Is your child suddenly waking up inconsolably for hours? Learn what to do when your 3 year old wakes up crying every night.
You wish you could say it was one passing night, but nope. For the last several weeks, your 3 year old wakes up crying every night, calling for you. He’ll either get out of his room and into yours, or sit in his bed inconsolably until you come in.
Sure, once in a while, you sense a genuine fear in his tears. But for the most part, you could tell he’s simply whining and whimpering for your attention.
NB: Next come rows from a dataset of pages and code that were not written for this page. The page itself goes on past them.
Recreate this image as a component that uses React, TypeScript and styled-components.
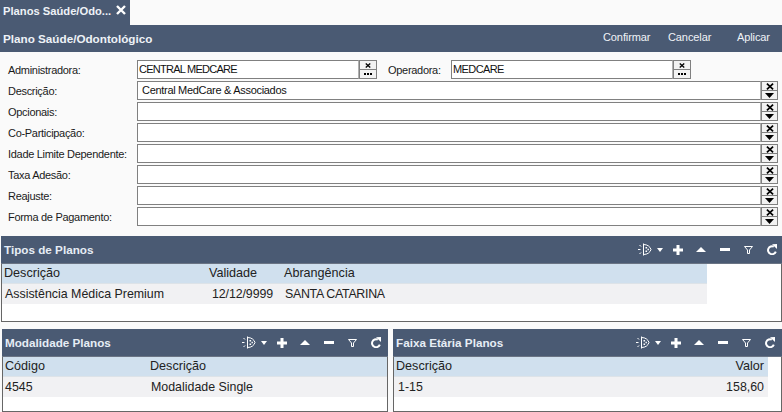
import React from 'react';
import styled, { createGlobalStyle } from 'styled-components';

const NAVY = '#4a5a73';
const Global = createGlobalStyle`
  html, body { margin: 0; padding: 0; background: #fafafa; overflow: hidden; }
  #root { width: 782px; height: 412px; }
`;
const Page = styled.div`
  width: 782px; height: 412px; overflow: hidden; background: #fafafa;
  display: flex; flex-direction: column;
  font-family: "Liberation Sans", Arial, sans-serif; color: #111;
`;
const Tab = styled.div`
  width: 130px; height: 25px; background: ${NAVY}; color: #eef2f7;
  display: flex; justify-content: space-between; padding: 3px 3px 0 3px; box-sizing: border-box;
  font-size: 11.2px; font-weight: bold; line-height: 17px;
`;
const TabClose = styled.svg`margin-top: 2px; margin-right: 1px; display: block;`;
const TitleBar = styled.div`
  height: 27px; background: ${NAVY}; color: #eef2f7; display: flex; align-items: center;
  padding-left: 3px; font-size: 11.7px; font-weight: bold;
`;
const Title = styled.div`flex: 1;`;
const Action = styled.div<{ $w: number }>`
  width: ${p => p.$w}px; font-size: 11px; font-weight: normal; color: #f0f3f7; letter-spacing: -0.1px; margin-top: -4px;
`;
const Form = styled.div`
  display: flex; flex-direction: column; gap: 2px; padding: 8px 0 0 8px; height: 184px; box-sizing: border-box;
`;
const Row = styled.div`display: flex; height: 19px; align-items: center; font-size: 11px;`;
const Label = styled.div<{ $w: number }>`
  width: ${p => p.$w}px; flex: none; color: #1a1a1a; padding-top: 1px; letter-spacing: -0.3px; white-space: nowrap;
`;
const Input = styled.div<{ $w: number; $pad?: number; $track?: number }>`
  width: ${p => p.$w}px; height: 19px; box-sizing: border-box; flex: none; background: #fff;
  border: 1px solid #808080; border-right-color: #b0b0b0; padding-left: ${p => p.$pad ?? 1}px;
  font-size: 11px; line-height: 16px; color: #111; white-space: nowrap; overflow: hidden;
  letter-spacing: ${p => p.$track ?? -0.3}px;
`;
const BtnStack = styled.div<{ $w: number }>`
  width: ${p => p.$w}px; height: 19px; flex: none; display: flex; flex-direction: column; box-sizing: border-box;
  border: 1px solid #808080; background: #f2f2f2;
`;
const BtnCell = styled.div`
  flex: 1; display: flex; align-items: center; justify-content: center;
  & + & { border-top: 1px solid #808080; }
`;
const Sep = styled.div<{ $w: number }>`width: ${p => p.$w}px; flex: none;`;

const XMark = ({ s = 7 }: { s?: number }) => (
  <svg width={s} height={s - 1} viewBox="0 0 7 6"><path d="M0.8 0.5L6.2 5.5M6.2 0.5L0.8 5.5" stroke="#000" strokeWidth="1.5" fill="none" /></svg>
);
const Dots = () => (
  <svg width="8" height="2" viewBox="0 0 8 2"><path d="M0 0h2v2H0zM3 0h2v2H3zM6 0h2v2H6z" fill="#000" /></svg>
);
const Down = () => (
  <svg width="9" height="5" viewBox="0 0 9 5"><path d="M0 0h9L4.5 5z" fill="#000" /></svg>
);
const PickButtons = () => (
  <BtnStack $w={18}><BtnCell><XMark s={6} /></BtnCell><BtnCell><Dots /></BtnCell></BtnStack>
);
const ComboButtons = () => (
  <BtnStack $w={17}><BtnCell><XMark s={8} /></BtnCell><BtnCell><Down /></BtnCell></BtnStack>
);
const FullRow = ({ label, value, pad }: { label: string; value?: string; pad?: number }) => (
  <Row>
    <Label $w={129}>{label}</Label>
    <Input $w={624} $pad={pad}>{value}</Input>
    <ComboButtons />
  </Row>
);

const Panel = styled.div<{ $w: number; $h: number; $ml?: number }>`
  width: ${p => p.$w}px; height: ${p => p.$h}px; box-sizing: border-box; flex: none; margin-left: ${p => p.$ml ?? 0}px;
  background: #fff; border-left: 1px solid #666; border-right: 1px solid #666; border-bottom: 1px solid #666;
  display: flex; flex-direction: column;
`;
const PanelHead = styled.div<{ $pr: number }>`
  height: 27px; flex: none; margin: 0 -1px; background: ${NAVY}; border-bottom: 1px solid #6a7484; box-sizing: content-box;
  display: flex; align-items: center; padding: 0 ${p => p.$pr}px 0 3px; color: #e6edf5;
  font-size: 11.7px; font-weight: bold;
`;
const PanelName = styled.div`flex: 1;`;
const Tools = styled.div`display: flex; align-items: center;`;
const Tool = styled.svg<{ $gap: number }>`margin-left: ${p => p.$gap}px; display: block; flex: none;`;

const Toolbar = () => (
  <Tools>
    <Tool $gap={0} width="14" height="13" viewBox="0 0 14 13" fill="none" stroke="#fff" strokeWidth="1">
      <path d="M0 6.5h2.5M1.5 2l1.5 1.5M1.5 11L3 9.5" />
      <path d="M5.5 0.5v12" />
      <path d="M5.5 1.5C9.5 1.5 12 3.5 13 6.5C12 9.5 9.5 11.5 5.5 11.5" />
      <path d="M7.5 4h1.6v1.6H7.5zM9.5 5.8h1.4v1.4H9.5zM7.5 7.5h1.6v1.6H7.5z" fill="#fff" stroke="none" />
    </Tool>
    <Tool $gap={5} width="6" height="4" viewBox="0 0 6 4"><path d="M0 0h6L3 4z" fill="#fff" /></Tool>
    <Tool $gap={10} width="10" height="10" viewBox="0 0 10 10"><path d="M3.5 0h3v3.5H10v3H6.5V10h-3V6.5H0v-3h3.5z" fill="#fff" /></Tool>
    <Tool $gap={13} width="10" height="5" viewBox="0 0 10 5"><path d="M5 0l5 5H0z" fill="#fff" /></Tool>
    <Tool $gap={14} width="10" height="3" viewBox="0 0 10 3"><path d="M0 0h10v3H0z" fill="#fff" /></Tool>
    <Tool $gap={14} width="9" height="8" viewBox="0 0 9 8" fill="none" stroke="#fff" strokeWidth="1"><path d="M0.5 0.5h8L5.5 4v3.5h-2V4z" /></Tool>
    <Tool $gap={14} width="10" height="11" viewBox="0 0 10 11" fill="none">
      <path d="M6.8 2.6A4 4 0 1 0 8.8 7.6" stroke="#fff" strokeWidth="2" />
      <path d="M5 0.3L10 0V5z" fill="#fff" />
    </Tool>
  </Tools>
);

const Grid = styled.div<{ $cols: string; $w: string }>`
  display: grid; grid-template-columns: ${p => p.$cols}; width: ${p => p.$w}; flex: none;
  font-size: 12.6px; color: #222;
`;
const HeadCell = styled.div<{ $right?: boolean }>`
  height: 20px; background: #d0e0ee; line-height: 18px; padding: 0 ${p => (p.$right ? 4 : 2)}px 0 2px; white-space: nowrap; box-sizing: border-box;
  border-bottom: 1px solid #dde3e8; text-align: ${p => (p.$right ? 'right' : 'left')};
`;
const BodyCell = styled.div<{ $right?: boolean; $pl?: number; $track?: number }>`
  height: 20px; background: #f1f1f3; line-height: 20px; padding: 0 ${p => (p.$right ? 4 : 2)}px 0 ${p => p.$pl ?? 3}px; white-space: nowrap; box-sizing: border-box;
  font-size: 12.4px; letter-spacing: ${p => p.$track ?? 0}px;
  text-align: ${p => (p.$right ? 'right' : 'left')};
`;
const Lower = styled.div`display: flex; margin-top: 7px;`;

export default function App() {
  return (
    <Page>
      <Global />
      <Tab>
        <span>Planos Saúde/Odo...</span>
        <TabClose width="10" height="10" viewBox="0 0 10 10"><path d="M1 1l8 8M9 1l-8 8" stroke="#fff" strokeWidth="2.4" /></TabClose>
      </Tab>
      <TitleBar>
        <Title>Plano Saúde/Odontológico</Title>
        <Action $w={65}>Confirmar</Action>
        <Action $w={69}>Cancelar</Action>
        <Action $w={45}>Aplicar</Action>
      </TitleBar>
      <Form>
        <Row>
          <Label $w={129}>Administradora:</Label>
          <Input $w={222} $track={-0.75}>CENTRAL MEDCARE</Input>
          <PickButtons />
          <Sep $w={11} />
          <Label $w={63}>Operadora:</Label>
          <Input $w={222} $track={-0.6}>MEDCARE</Input>
          <PickButtons />
        </Row>
        <FullRow label="Descrição:" value="Central MedCare & Associados" pad={4} />
        <FullRow label="Opcionais:" />
        <FullRow label="Co-Participação:" />
        <FullRow label="Idade Limite Dependente:" />
        <FullRow label="Taxa Adesão:" />
        <FullRow label="Reajuste:" />
        <FullRow label="Forma de Pagamento:" />
      </Form>
      <Panel $w={781} $h={86} $ml={1}>
        <PanelHead $pr={5}><PanelName>Tipos de Planos</PanelName><Toolbar /></PanelHead>
        <Grid $cols="205px 75px 425px" $w="705px">
          <HeadCell>Descrição</HeadCell><HeadCell>Validade</HeadCell><HeadCell>Abrangência</HeadCell>
          <BodyCell>Assistência Médica Premium</BodyCell><BodyCell $pl={5} $track={-0.1}>12/12/9999</BodyCell><BodyCell $pl={3} $track={-0.3}>SANTA CATARINA</BodyCell>
        </Grid>
      </Panel>
      <Lower>
        <Panel $w={386} $h={83} $ml={2}>
          <PanelHead $pr={7}><PanelName>Modalidade Planos</PanelName><Toolbar /></PanelHead>
          <Grid $cols="145px 239px" $w="384px">
            <HeadCell>Código</HeadCell><HeadCell>Descrição</HeadCell>
            <BodyCell $pl={2}>4545</BodyCell><BodyCell>Modalidade Single</BodyCell>
          </Grid>
        </Panel>
        <Panel $w={389} $h={83} $ml={5}>
          <PanelHead $pr={7}><PanelName>Faixa Etária Planos</PanelName><Toolbar /></PanelHead>
          <Grid $cols="284px 90px" $w="374px">
            <HeadCell>Descrição</HeadCell><HeadCell $right>Valor</HeadCell>
            <BodyCell $pl={4}>1-15</BodyCell><BodyCell $right>158,60</BodyCell>
          </Grid>
        </Panel>
      </Lower>
    </Page>
  );
}
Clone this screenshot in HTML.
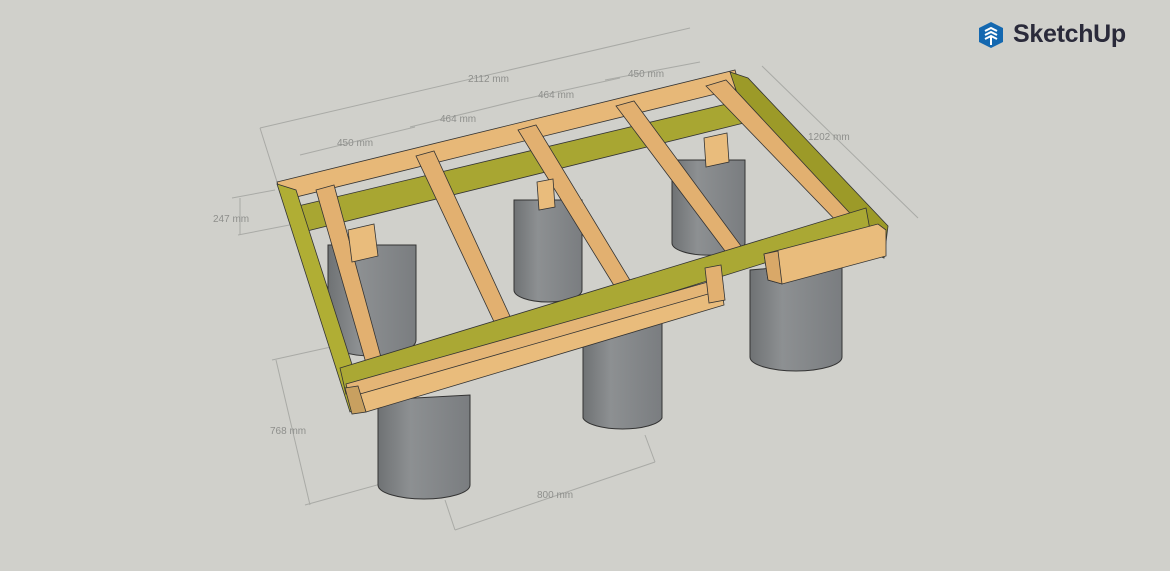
<!DOCTYPE html>
<html><head><style>
html,body{margin:0;padding:0;background:#d0d0cb;width:1170px;height:571px;overflow:hidden}
svg{position:absolute;left:0;top:0}
.logo{position:absolute;left:977px;top:20px;display:flex;align-items:center;font-family:"Liberation Sans",sans-serif;font-size:25px;color:#2a2a3a;letter-spacing:-0.3px;font-weight:bold}
</style></head><body>
<svg width="1170" height="571" viewBox="0 0 1170 571">
<defs>
<linearGradient id="cy" x1="0" x2="1"><stop offset="0" stop-color="#6f7274"/><stop offset=".35" stop-color="#8d9092"/><stop offset="1" stop-color="#7a7d80"/></linearGradient>
</defs>
<g stroke="#a9aaa6" stroke-width="1" fill="none">
<line x1="260" y1="128" x2="690" y2="28"/><line x1="260" y1="128" x2="278" y2="185"/>
<line x1="300" y1="155" x2="415" y2="127"/><line x1="410" y1="127" x2="520" y2="100"/><line x1="520" y1="100" x2="620" y2="78"/><line x1="605" y1="80" x2="700" y2="62"/>
<line x1="762" y1="66" x2="918" y2="218"/>
<line x1="232" y1="198" x2="275" y2="190"/><line x1="238" y1="235" x2="305" y2="222"/><line x1="240" y1="198" x2="240" y2="235"/>
<line x1="272" y1="360" x2="340" y2="345"/><line x1="276" y1="360" x2="310" y2="505"/><line x1="305" y1="505" x2="395" y2="480"/>
<line x1="455" y1="530" x2="655" y2="462"/><line x1="455" y1="530" x2="445" y2="500"/><line x1="655" y1="462" x2="645" y2="435"/>
</g>
<g font-family="Liberation Sans,sans-serif" font-size="10" fill="#8e8f8c">
<text x="468" y="82">2112 mm</text><text x="628" y="77">450 mm</text><text x="538" y="98">464 mm</text>
<text x="440" y="122">464 mm</text><text x="337" y="146">450 mm</text><text x="808" y="140">1202 mm</text>
<text x="213" y="222">247 mm</text><text x="270" y="434">768 mm</text><text x="537" y="498">800 mm</text>
</g>
<g stroke="#333" stroke-width="1" fill="url(#cy)">
<path d="M328 245 L328 340 A44 16 0 0 0 416 340 L416 245 Z"/>
<path d="M514 200 L514 290 A34 12 0 0 0 582 290 L582 200 Z"/>
<path d="M672 160 L672 243 A36 12 0 0 0 745 243 L745 160 Z"/>
</g>
<g stroke="#333" stroke-width="0.8">
<polygon points="277,182 735,70 740,88 284,200" fill="#e7b878"/>
<polygon points="298,206 752,98 756,120 303,232" fill="#a8a632"/>
<polygon points="730,72 748,78 888,226 884,258 870,252 738,96" fill="#9c9a28"/>
<polygon points="277,184 296,190 365,405 350,412" fill="#b0ae34"/>
<polygon points="416,156 434,151 520,338 504,343" fill="#e2b070"/>
<polygon points="518,130 536,125 642,300 626,305" fill="#e2b070"/>
<polygon points="616,106 634,101 744,250 728,255" fill="#e2b070"/>
<polygon points="706,86 726,80 860,224 845,230" fill="#e2b070"/>
<polygon points="316,190 334,185 385,372 370,377" fill="#e2b070"/>
<polygon points="348,230 374,224 378,256 352,262" fill="#e9bc7c"/>
<polygon points="537,182 553,179 555,207 539,210" fill="#e9bc7c"/>
<polygon points="704,138 727,133 729,162 706,167" fill="#e9bc7c"/>
</g>
<g stroke="#333" stroke-width="1" fill="url(#cy)">
<path d="M378 400 L378 485 A46 14 0 0 0 470 485 L470 395 Z"/>
<path d="M583 330 L583 418 A40 13 0 0 0 662 418 L662 322 Z"/>
<path d="M750 270 L750 357 A46 14 0 0 0 842 357 L842 262 Z"/>
</g>
<g stroke="#333" stroke-width="0.8">
<polygon points="340,368 866,208 870,230 346,394" fill="#aaa834"/>
<polygon points="346,384 722,278 724,300 352,408" fill="#e4b576"/>
<polygon points="360,394 722,290 724,305 366,412" fill="#e9bc7c"/>
<polygon points="705,268 721,265 725,300 709,303" fill="#e2b070"/>
<polygon points="764,254 878,224 886,230 886,256 782,284 768,280" fill="#e9bc7c"/>
<polygon points="764,254 778,251 782,284 768,280" fill="#d9a868"/>
<polygon points="345,388 358,386 366,412 352,414" fill="#c8a060"/>
</g>
</svg>
<div class="logo">
<svg width="28" height="28" viewBox="0 0 28 28" style="position:static;margin-right:8px"><path d="M14 1 L26 7 L26 21 L14 27 L2 21 L2 7 Z" fill="#1468b0"/><path d="M8 10 L14 7 L20 10 M8 14 L14 11 L20 14 M8 18 L14 15 L20 18 M14 15 L14 24" stroke="#fff" stroke-width="2" fill="none"/></svg>SketchUp</div>
</body></html>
You’ll go in his room and reassure him everything is okay before tucking him back in bed. You’ll even hold and cuddle with him until he falls asleep. But 30 minutes later, the whole fiasco will start all over again, sometimes up to three times a night.
What to do when your 3 year old wakes up crying every night
Just when I thought I was over multiple wake ups during the newborn stage, my son started suddenly waking up crying every single night. At first, I sat with him until he fell asleep, but he’d cry again when he’d wake up and realized I wasn’t there.
And since this habitual waking happened just about every night, I knew I had to do something. This didn’t seem like a passing phase that would go away on its own.
So, after a bit of research and trying to see what worked, I was able to help him get back on track to sleeping through the night again. Take a look at these tips when your 3 year old wakes up crying every night:
1. Talk to your child about what’s bothering him
Let’s start with what you can do before even putting your child to sleep. And a good place to begin is by talking to him about what’s bothering him in the first place.
We forget that, at 3 years old, kids are more capable of communicating than we sometimes give them credit for. Sure, they won’t articulate their feelings eloquently, but you can get a sense of why he wakes up every night than if he were an infant.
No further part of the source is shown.